Part 2: Let's wrap your code in a function

Construct a function, called get_users(), with parameters limit and offset, returning the dictionary of users from the API endpoint /users.

Solution:

import requests
  def get_users(limit, offset):
    obj = requests.get(f"https://api.music-to-scrape.org/users?limit={limit}&offset={offset}").json()
    return(obj['data'])

get_users(10,1)

Part 3: Looping through all result pages of an endpoint

Let's try to construct a loop that repeatedly fetches user names.
Let us first use a for loop.

for x in range(6):
  print(x)

Do: Modify the snippet below so that it calls get_users() 10 times, incrementing the offset by 10 at each iteration.

Solution:

offset=0
for x in range(10):
  print(get_users(limit=10, offset=offset))
  offset=offset+10

Part 3: For loop vs. while loop

Difference between for for loops (you usually know beforehand when to stop), and while loops (the ending point can change, say when “there is no new data coming in”)

# for loop
for x in range(6):
  print(x)

cntr = 0
while cntr < 6:
  print(cntr)
  cntr = cntr+1

Part 3: Tying everything together

We can now combine our learnings to build a function that extracts 100 user names and meta data to new-line separated JSON files.

Implement it step-by-step
Also load packages!
Save as .py file and test whether it runs from command prompt/terminal

Solution:

# will develop in class
import requests
import json

cntr = 0
f=open('output.json', 'w')
while cntr <= 50:
  f.write(json.dumps(get_users(limit=10, offset=cntr)))
  f.write('\n')
  cntr = cntr+10
f.close()

Part 3: Onwards to more endpoints

The tutorial proceeds by introducing a series of additional endpoints.

user/plays - get a user's total number of plays
charts/top-artists - see a list of top-performing artist for this week (and previous weeks)

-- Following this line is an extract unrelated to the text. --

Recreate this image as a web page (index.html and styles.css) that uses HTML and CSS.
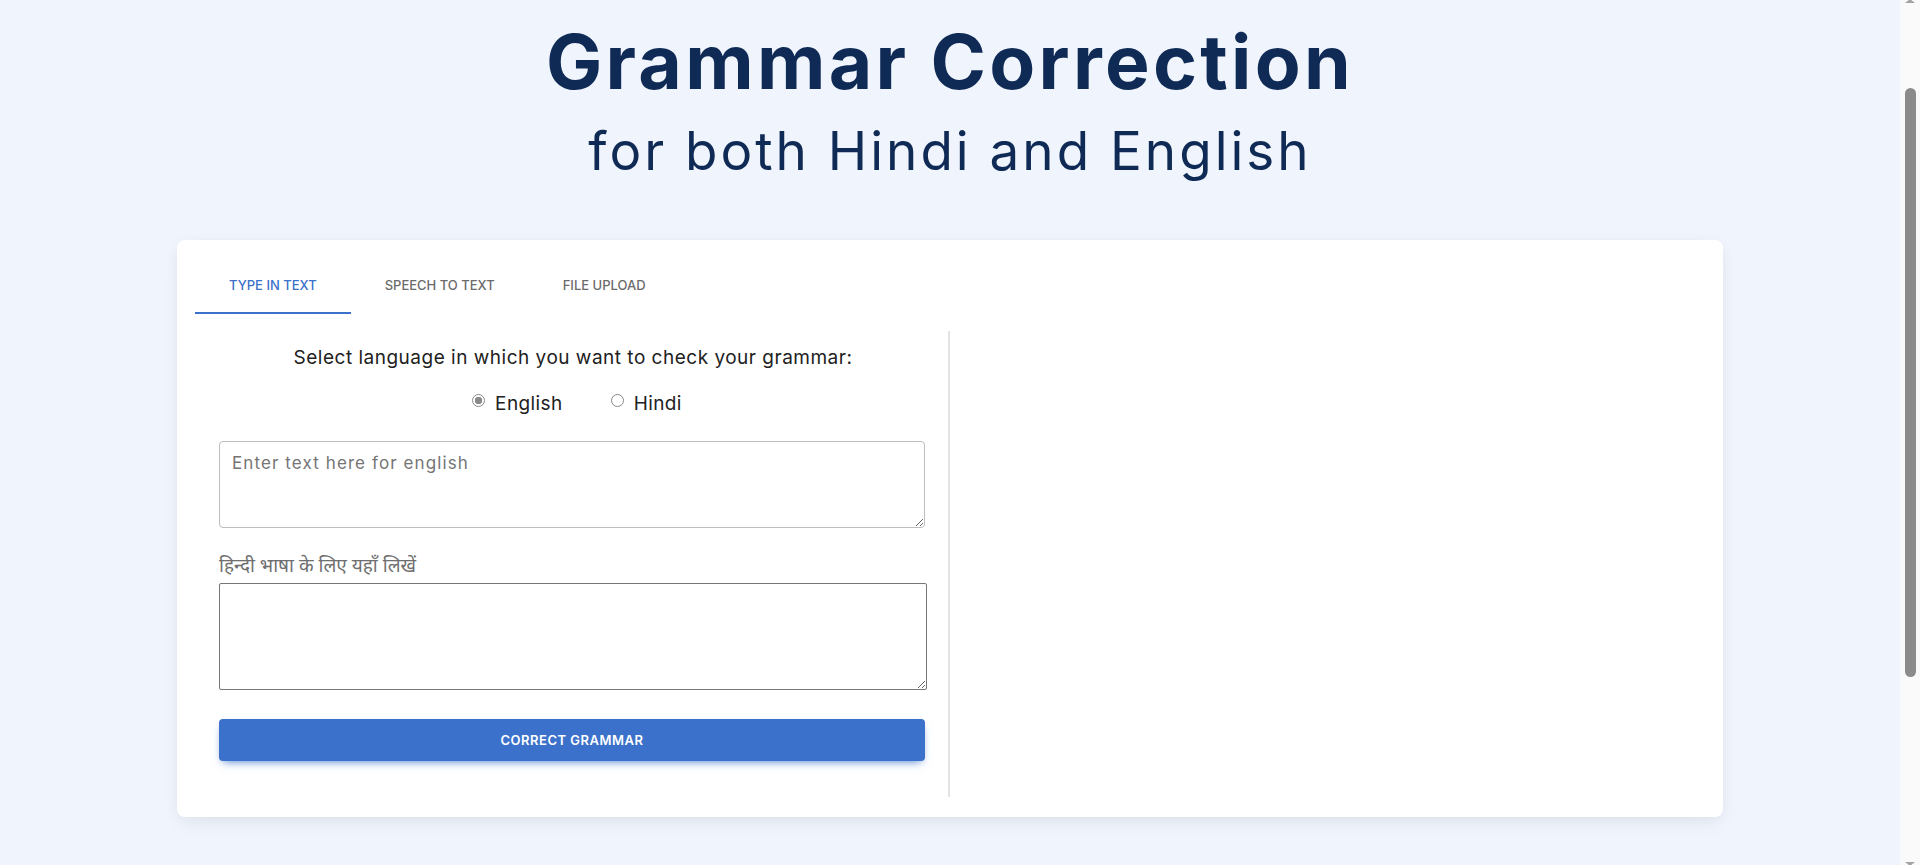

Try fetching data from user/plays, following the guidelines in the documentation. Do you succeed?
Now do the same for charts/top-artists. Do you get some output?

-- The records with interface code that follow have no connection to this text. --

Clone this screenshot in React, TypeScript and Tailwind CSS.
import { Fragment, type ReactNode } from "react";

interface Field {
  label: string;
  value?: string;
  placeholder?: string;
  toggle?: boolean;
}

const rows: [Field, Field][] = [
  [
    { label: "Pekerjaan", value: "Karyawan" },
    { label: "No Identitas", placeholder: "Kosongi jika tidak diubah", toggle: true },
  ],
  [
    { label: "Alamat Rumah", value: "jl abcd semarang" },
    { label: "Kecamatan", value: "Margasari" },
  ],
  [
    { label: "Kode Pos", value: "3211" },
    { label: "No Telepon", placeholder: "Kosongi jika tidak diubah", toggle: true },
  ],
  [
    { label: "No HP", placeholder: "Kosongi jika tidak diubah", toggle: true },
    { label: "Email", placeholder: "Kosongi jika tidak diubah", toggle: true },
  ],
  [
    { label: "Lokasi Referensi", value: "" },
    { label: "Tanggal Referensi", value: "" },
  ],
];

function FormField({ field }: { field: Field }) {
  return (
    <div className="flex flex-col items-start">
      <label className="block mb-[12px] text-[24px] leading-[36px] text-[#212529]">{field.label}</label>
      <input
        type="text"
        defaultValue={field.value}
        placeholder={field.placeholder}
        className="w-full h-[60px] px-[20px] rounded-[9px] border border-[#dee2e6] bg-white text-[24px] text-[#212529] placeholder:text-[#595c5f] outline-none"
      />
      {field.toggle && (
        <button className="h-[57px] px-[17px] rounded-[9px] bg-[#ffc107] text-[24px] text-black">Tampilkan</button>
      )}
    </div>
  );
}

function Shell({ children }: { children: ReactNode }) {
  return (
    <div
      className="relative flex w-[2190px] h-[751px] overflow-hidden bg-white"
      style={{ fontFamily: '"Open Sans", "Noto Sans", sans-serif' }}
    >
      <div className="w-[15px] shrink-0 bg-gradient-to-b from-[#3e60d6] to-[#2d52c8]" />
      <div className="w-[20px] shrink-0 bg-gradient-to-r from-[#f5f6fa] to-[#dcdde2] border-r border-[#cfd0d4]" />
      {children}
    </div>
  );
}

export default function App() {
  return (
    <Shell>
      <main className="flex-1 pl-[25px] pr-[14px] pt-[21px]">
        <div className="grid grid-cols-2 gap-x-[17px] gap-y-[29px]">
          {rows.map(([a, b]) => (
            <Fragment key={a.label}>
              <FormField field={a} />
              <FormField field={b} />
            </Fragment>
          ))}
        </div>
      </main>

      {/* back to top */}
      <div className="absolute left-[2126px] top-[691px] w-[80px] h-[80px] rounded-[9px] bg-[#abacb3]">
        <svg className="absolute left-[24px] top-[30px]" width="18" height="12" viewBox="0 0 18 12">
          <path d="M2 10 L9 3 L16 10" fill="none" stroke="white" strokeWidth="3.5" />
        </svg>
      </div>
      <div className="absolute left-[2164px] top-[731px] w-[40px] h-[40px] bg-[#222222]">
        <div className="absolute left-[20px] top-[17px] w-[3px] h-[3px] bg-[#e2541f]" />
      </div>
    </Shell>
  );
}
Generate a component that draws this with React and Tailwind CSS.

Let's extract several of these weekly charts

# code in class

Reflection & next steps

wow - no “structuring” of HTML “soup” (THAT's the key difference compared to web scraping)
Spend time trying to get your first data from an API – authentication will be an issue!
Time left? Let's consider some legal issues
After this class: coaching session (check your work plan)
Next week
- presentations about your projects
- afterwards: coaching session (get your prototype up and running!!!)